Transcontinental Railroad
After the nation’s first steam locomotive made its appearance in 1830, the East Coast of America added 9,000 miles of railroad track over the next two decades, linking city upon city as far west as Nebraska.
Once gold was discovered in California, followed by The Silver Lode in Virginia City, Nevada, political will combined with the spirit of American entrepreneurship to build the first Transcontinental Railroad.
In 1860, a young engineer named Theodore Judah identified the infamous Donner Pass in northern California as the best location to transit through the formidable Sierra Nevada mountains, and by 1861, Judah had enlisted a group of investors in Sacramento to form the Central Pacific Railroad Company.
Railroads Race to Connect Tracks
After President Lincoln signed the Pacific Railroad Act in 1862, over the next seven years, the Central Pacific and Union Pacific Railroad Companies would race toward each other from Sacramento on the one side to Omaha, Nebraska on the other. Each company would receive 6,400 acres of land—later doubled to 12,800 acres—and $48,000 in government bonds for every mile of track laid.
In the West, the Central Pacific was dominated by the “Big Four,” which comprised ambitious entrepreneurs Charles Crocker, Leland Stanford, Collis Huntington and Mark Hopkins, each man lacking any prior experience with railroads, engineering or construction.
Disillusioned with his partners, Judah planned to recruit new investors to buy them out, but he caught yellow fever while transiting the Isthmus of Panama and died in November of 1863. Meanwhile, in Omaha, Dr. Thomas Durant illegally captured controlling interest in the Union Pacific Railroad Company, giving him authoritarian rule over the company’s forward progress.
Once construction began, the company suffered horrific attacks on its workers by Native Americans, including the Sioux, Arapaho and Cheyenne tribes. Despite these setbacks, the Union Pacific laid tracks across the plains with relative ease, while the Central Pacific struggled through the inhospitable terrain of the Sierras.

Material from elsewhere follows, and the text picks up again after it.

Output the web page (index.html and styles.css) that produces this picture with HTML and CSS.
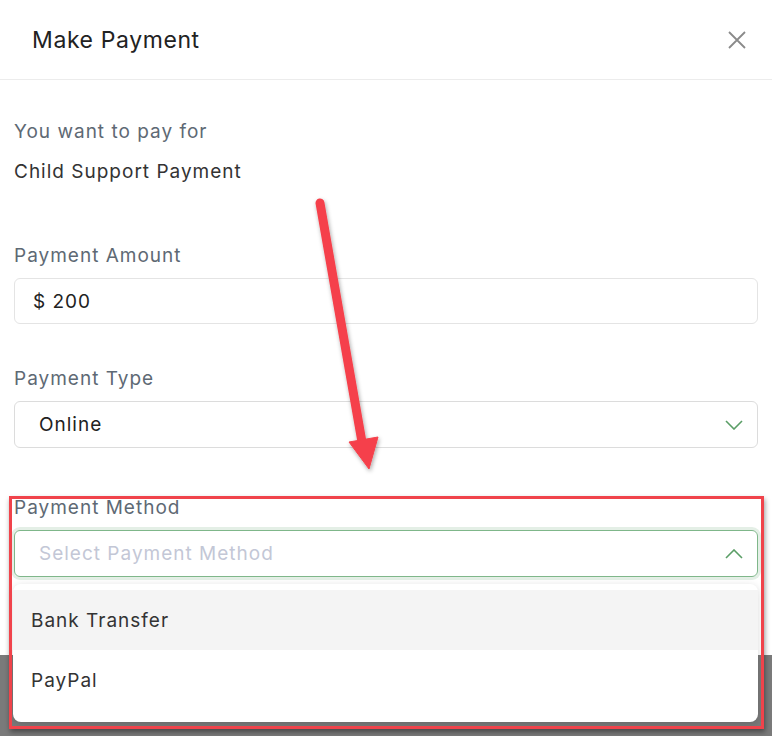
FILE: index.html
```html
<!DOCTYPE html>
<html lang="en">

<head>
    <meta charset="UTF-8" />
    <meta name="viewport" content="width=device-width, initial-scale=1.0" />
    <title>Make Payment</title>
    <link rel="stylesheet" href="styles.css">
</head>

<body>
    <div class="modal">
        <div class="modal-header">
            <h2>Make Payment</h2>
            <button class="close" aria-label="Close">
                <svg width="18" height="18" viewBox="0 0 18 18">
                    <path d="M1 1 L17 17 M17 1 L1 17" stroke="#8a8a8a" stroke-width="1.8" fill="none" />
                </svg>
            </button>
        </div>

        <div class="modal-body">
            <p class="muted">You want to pay for</p>
            <p class="value">Child Support Payment</p>

            <div class="field field-amount">
                <label>Payment Amount</label>
                <div class="input">$ 200</div>
            </div>

            <div class="field field-type">
                <label>Payment Type</label>
                <div class="input select">
                    <span>Online</span>
                    <svg class="chevron" width="18" height="10" viewBox="0 0 18 10">
                        <path d="M1 1 L9 9 L17 1" stroke="#5a9e66" stroke-width="1.6" fill="none" />
                    </svg>
                </div>
            </div>

            <div class="field field-method">
                <label>Payment Method</label>
                <div class="input select open">
                    <span class="placeholder">Select Payment Method</span>
                    <svg class="chevron" width="18" height="10" viewBox="0 0 18 10">
                        <path d="M1 9 L9 1 L17 9" stroke="#5a9e66" stroke-width="1.6" fill="none" />
                    </svg>
                </div>
                <ul class="menu">
                    <li class="active">Bank Transfer</li>
                    <li>PayPal</li>
                </ul>
            </div>
        </div>
    </div>

    <div class="highlight"></div>

    <svg class="arrow" width="772" height="736" viewBox="0 0 772 736">
        <defs>
            <filter id="shadow" x="-20%" y="-20%" width="140%" height="140%">
                <feDropShadow dx="1" dy="2" stdDeviation="2" flood-color="#000" flood-opacity="0.35" />
            </filter>
        </defs>
        <g filter="url(#shadow)" fill="#f5414b" stroke="#f5414b">
            <line x1="320" y1="203" x2="362" y2="442" stroke-width="9" stroke-linecap="round" />
            <polygon points="349,442 378,437 369,469" stroke-width="1" stroke-linejoin="round" />
        </g>
    </svg>
</body>

</html>
```

FILE: styles.css
```css
* {
    box-sizing: border-box;
}

body {
    margin: 0;
    padding: 0;
    font-family: Inter, 'Noto Sans', sans-serif;
    background: #7a7a7a;
    width: 772px;
    height: 736px;
    overflow: hidden;
}

.modal {
    background: #fff;
    height: 655px;
}

.modal-header {
    display: flex;
    align-items: center;
    justify-content: space-between;
    height: 80px;
    padding: 0 26px 0 32px;
    border-bottom: 1px solid #ececec;
}

.modal-header h2 {
    margin: 0;
    font-size: 23px;
    font-weight: 400;
    letter-spacing: 0.6px;
    color: #222;
}

.close {
    background: none;
    border: none;
    padding: 0;
    width: 18px;
    height: 18px;
    cursor: pointer;
}

.modal-body {
    padding: 40px 14px 0 14px;
}

p {
    margin: 0;
    font-size: 19px;
    line-height: 24px;
    letter-spacing: 1px;
}

.muted {
    color: #5e6974;
    margin-bottom: 16px;
}

.value {
    color: #333;
}

.field {
    position: relative;
}

.field label {
    display: block;
    font-size: 19px;
    line-height: 24px;
    letter-spacing: 1px;
    color: #5e6974;
    margin-bottom: 10px;
}

.field-amount {
    margin-top: 60px;
}

.field-type {
    margin-top: 43px;
}

.field-method {
    margin-top: 48px;
}

.input {
    display: flex;
    align-items: center;
    height: 46px;
    padding: 0 18px;
    border: 1px solid #e4e4e4;
    border-radius: 6px;
    font-size: 19px;
    letter-spacing: 1px;
    color: #222;
}

.select {
    justify-content: space-between;
    padding: 0 14px 0 24px;
    height: 47px;
    border-color: #dcdcdc;
}

.select.open {
    border-color: #7fb78a;
    box-shadow: 0 0 0 3px #e4efe6;
}

.placeholder {
    color: #c3c7d6;
}

.menu {
    position: absolute;
    left: -1px;
    right: 0;
    top: calc(100% + 7px);
    list-style: none;
    margin: 0;
    padding: 6px 0 12px 0;
    background: #fff;
    border-radius: 8px;
    box-shadow: 0 2px 8px rgba(0, 0, 0, 0.15);
}

.menu li {
    height: 60px;
    display: flex;
    align-items: center;
    padding-left: 18px;
    font-size: 19px;
    letter-spacing: 1px;
    color: #333;
}

.menu li.active {
    background: #f4f4f4;
}

.highlight {
    position: absolute;
    left: 9px;
    top: 496px;
    width: 755px;
    height: 233px;
    border: 3px solid #f0434b;
    box-shadow: 1px 3px 5px rgba(0, 0, 0, 0.4);
    pointer-events: none;
}

.arrow {
    position: absolute;
    left: 0;
    top: 0;
    pointer-events: none;
}
```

Transcontinental Railroad Spans The Wild West
Ramshackle settlements popped up wherever the railroad went, turning into hotbeds of drinking, gambling, prostitution and violence, forever cementing the mythology of the Wild West. Built primarily by Chinese and Irish immigrants, the two competing companies would join rails at Promontory Summit, Utah, just north of the Great Salt Lake, some 690 track-miles east of Sacramento and 1,086 miles west of Omaha.
On May 10th, 1869, the Central Pacific and Union Pacific Railroad Companies held their Golden Spike Ceremony when Leland Stanford took the first swing at a 17.6-karat gold spike that connected the two opposing approaches of railroad track. Thomas Durant took the second swing and missed, due in large part to a raging hangover from a celebratory party the night before.